The horse paid $29.60 to win, for a profit of $27.60. After deducting the $14 lost on the first six races, winnings amounted to a neat $13.60.
Nasr El Arab, another system horse with 121 pounds up, won the eighth, a 1 1/2-mile route, by two lengths. Nasr El Arab paid backers $10.40, pushing the day's winnings, after deducting the $2 bet, to $22. In the ninth race, the system horse, Lickety Splitter, ran second at odds of almost 10-1, and cut the profit to $20.
In the tenth, betting was on Aqua Russo, which carried 109 pounds. Going off the favorite in a 1 1/16 race, Aqua Russo took the lead on the far turn and won easily by five lengths. It paid $6.40 to win for a $4.40 profit. Total winnings for the day came to $24.40.
Why do lightweight horses win?
One expert claims: "Weight, as the saying goes, will stop a freight train." It not only will do that, but it will bring a field of horses so close together that the longest shot in the field--and it usually is the one with the lightest weight--is often the winner.

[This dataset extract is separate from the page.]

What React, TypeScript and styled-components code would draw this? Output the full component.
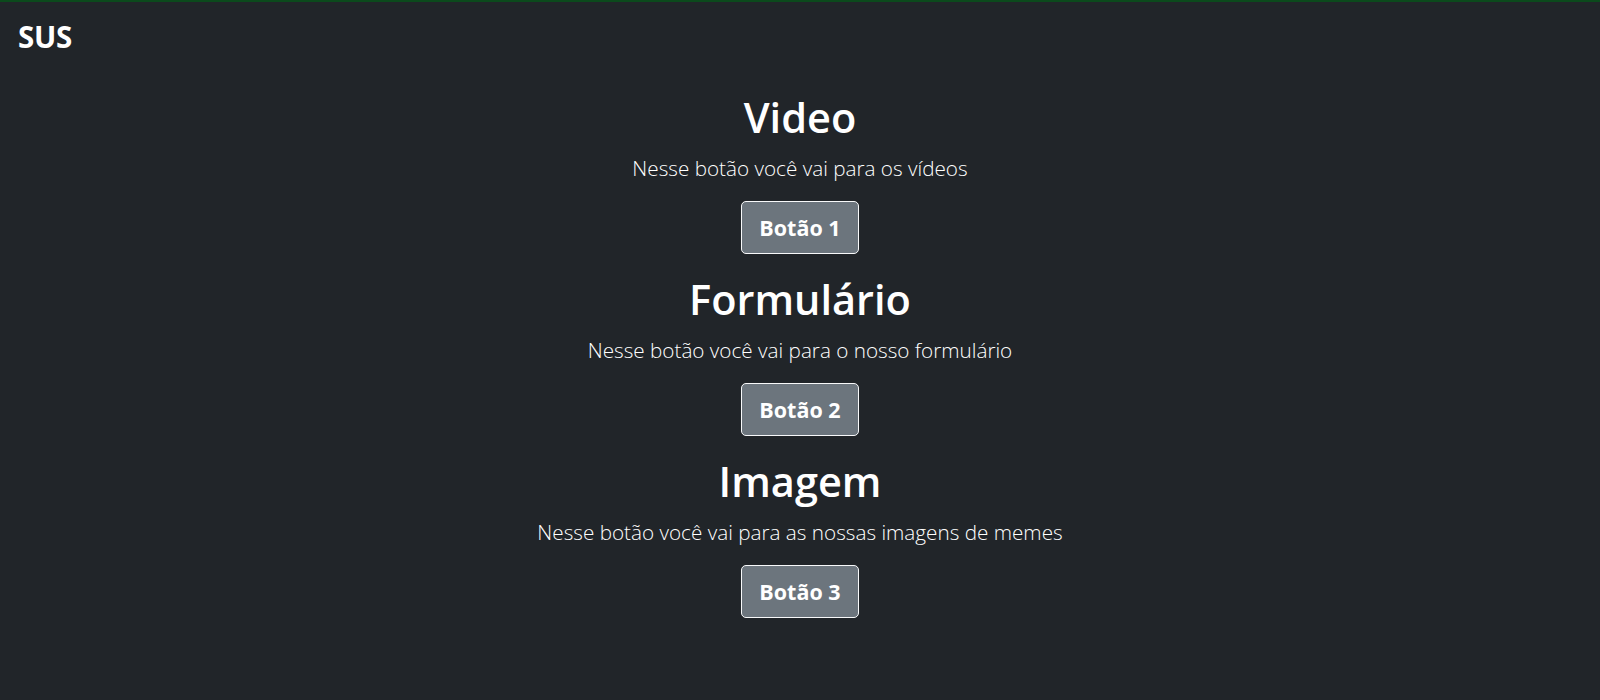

Obviously, it's easier for a horse to run with less weight on its back, compared to the horse that picks up weight. It's the track's "secretary" who assigns the weights, and all he's interested in is getting all the noses to the finish line at the same time.
As long as many of the stiffs can't be elevated to where they are equal to the "class" horses, then the "class" horses are weighted down to bring them down to the level of the stiffs.
The strange thing about horse racing is that theories can be knocked flatter than a pancake. What holds true in one race may not in the next. It's apparent that a light steed matched against a heavier one has a good chance to win--and does it big on many occasions!